I have completed the build of Sunshine Models, kit 62.2, a Union Tank Car Company (UTLX) “squat”  or “short” 8,000 gallon tank car I numbered 17441.  If you are interested the build of this “squat” UTLX tank car which includes installing Precision Scale, #32110, handrail stanchions, photos and writeup of the build process including paint and weathering are now available on my blog I have to share photos and writeup of modeling projects on my Minneapolis & Northland Railroad Company.   If you would like to take a look please do at the following link:

 

http://mnrailroadcab100.blogspot.com/


Lester Breuer

Dave Boss
 

Really enjoyed your blog. Great job on the X3. This car is one that I really need as I 'm modeling the oil industry in my area. I have just finished working on an 8000 gal ACF tank car myself, and decided to bend brass wire to for the hand rail as well. I had nothing to work with so I bent the hand rail ,free hand to use with the Precision Scale stanchions. This really discouraged me from trying this again. Your blog however renewed my interest in making hand rails in the future. I didn't realize they include a jig in the sunshine tank car kits. Unfortunately I have no Sunshine tank car kits to acquire one of those jigs. Dose anyone know if there is a jig available to make these handrails?

Dave 

On Sat, Feb 1, 2020 at 7:32 AM Lester Breuer <rforailroad@...> wrote:

I have completed the build of Sunshine Models, kit 62.2, a Union Tank Car Company (UTLX) “squat”  or “short” 8,000 gallon tank car I numbered 17441.  If you are interested the build of this “squat” UTLX tank car which includes installing Precision Scale, #32110, handrail stanchions, photos and writeup of the build process including paint and weathering are now available on my blog I have to share photos and writeup of modeling projects on my Minneapolis & Northland Railroad Company.   If you would like to take a look please do at the following link:

 

http://mnrailroadcab100.blogspot.com/


Lester Breuer

O Fenton Wells
 

Impressive Lester, great job on a difficult build
Fenton

On Sat, Feb 1, 2020 at 9:46 AM Dave Boss <daveboss1976@...> wrote:
Really enjoyed your blog. Great job on the X3. This car is one that I really need as I 'm modeling the oil industry in my area. I have just finished working on an 8000 gal ACF tank car myself, and decided to bend brass wire to for the hand rail as well. I had nothing to work with so I bent the hand rail ,free hand to use with the Precision Scale stanchions. This really discouraged me from trying this again. Your blog however renewed my interest in making hand rails in the future. I didn't realize they include a jig in the sunshine tank car kits. Unfortunately I have no Sunshine tank car kits to acquire one of those jigs. Dose anyone know if there is a jig available to make these handrails?

Dave 

On Sat, Feb 1, 2020 at 7:32 AM Lester Breuer <rforailroad@...> wrote:

I have completed the build of Sunshine Models, kit 62.2, a Union Tank Car Company (UTLX) “squat”  or “short” 8,000 gallon tank car I numbered 17441.  If you are interested the build of this “squat” UTLX tank car which includes installing Precision Scale, #32110, handrail stanchions, photos and writeup of the build process including paint and weathering are now available on my blog I have to share photos and writeup of modeling projects on my Minneapolis & Northland Railroad Company.   If you would like to take a look please do at the following link:

 

http://mnrailroadcab100.blogspot.com/


Lester Breuer



--
Fenton Wells
250 Frye Rd
Pinehurst NC 28374
910-420-8106
srrfan1401@...

Paul Doggett
 

Lester 

That’s another fine build I have never built a resin tank car I have found one.

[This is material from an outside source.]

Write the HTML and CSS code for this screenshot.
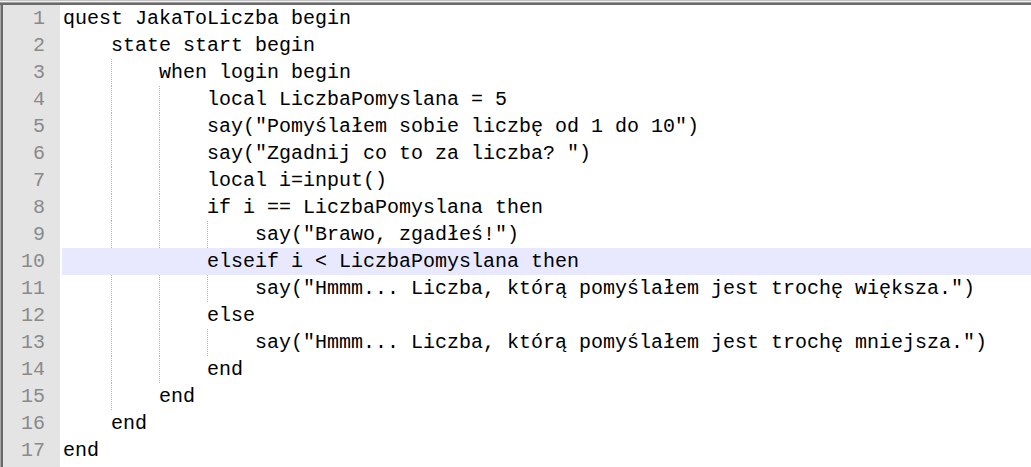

Paul Doggett.   England 🏴󠁧󠁢󠁥󠁮󠁧󠁿 


On 1 Feb 2020, at 12:32, Lester Breuer <rforailroad@...> wrote:



I have completed the build of Sunshine Models, kit 62.2, a Union Tank Car Company (UTLX) “squat”  or “short” 8,000 gallon tank car I numbered 17441.  If you are interested the build of this “squat” UTLX tank car which includes installing Precision Scale, #32110, handrail stanchions, photos and writeup of the build process including paint and weathering are now available on my blog I have to share photos and writeup of modeling projects on my Minneapolis & Northland Railroad Company.   If you would like to take a look please do at the following link:

 

http://mnrailroadcab100.blogspot.com/


Lester Breuer

Donald B. Valentine
 

fHello all,

    Lester Breuer's recent post about constructing a UTLX X-3 of 8,000 gal. capacity refered us to the most recent of his
always enjoyable blogs on constructing his model. In the blog he noted finding that the prototype had a dome platform 
on only one side of the tank. My late friend, and kitbasher extrodinaire, Robert W. Witbeck and I first began noticing that
many tank cars had dome platforms on only one side back in the mid-1990's but were never successful in determining
what factors decided whether on or two dome platforms were to be used. Still being in the dark on this subject I'm raising
the question here in hope that someone might know the answer to this long standing void in my knowledge of tank car
construction. Any knowledgeable responses would be appreciated.

Cordially, Don Valentine

dalemuir2@...
 

this is good, check it out.

 

From: main@RealSTMFC.groups.io [mailto:main@RealSTMFC.groups.io] On Behalf Of Donald B. Valentine via Groups.Io
Sent: Thursday, February 06, 2020 7:57 AM
To: main@realstmfc.groups.io
Subject: Re: [RealSTMFC] Union Tank Car Co. UTLX 17441 a “squat”

 

fHello all,

 

    Lester Breuer's recent post about constructing a UTLX X-3 of 8,000 gal. capacity refered us to the most recent of his

always enjoyable blogs on constructing his model. In the blog he noted finding that the prototype had a dome platform 

on only one side of the tank. My late friend, and kitbasher extrodinaire, Robert W. Witbeck and I first began noticing that

many tank cars had dome platforms on only one side back in the mid-1990's but were never successful in determining

what factors decided whether on or two dome platforms were to be used. Still being in the dark on this subject I'm raising

the question here in hope that someone might know the answer to this long standing void in my knowledge of tank car

construction. Any knowledgeable responses would be appreciated.

 

Cordially, Don Valentine

Dennis Storzek
 

On Thu, Feb 6, 2020 at 05:57 AM, Donald B. Valentine wrote:
My late friend, and kitbasher extrodinaire, Robert W. Witbeck and I first began noticing that
many tank cars had dome platforms on only one side back in the mid-1990's but were never successful in determining
what factors decided whether on or two dome platforms were to be used
Don, it's era dependent. The ARA safety appliance drawing dated 1917, presented in the 1922 CBC, only shows one dome platform. I've always just assumed at some point the requirement was increased to one on each side, but never bothered to track down the date.

Dennis Storzek

Dave Parker
 

On Thu, Feb 6, 2020 at 08:47 AM, Dennis Storzek wrote:
Don, it's era dependent. The ARA safety appliance drawing dated 1917, presented in the 1922 CBC, only shows one dome platform. I've always just assumed at some point the requirement was increased to one on each side, but never bothered to track down the date.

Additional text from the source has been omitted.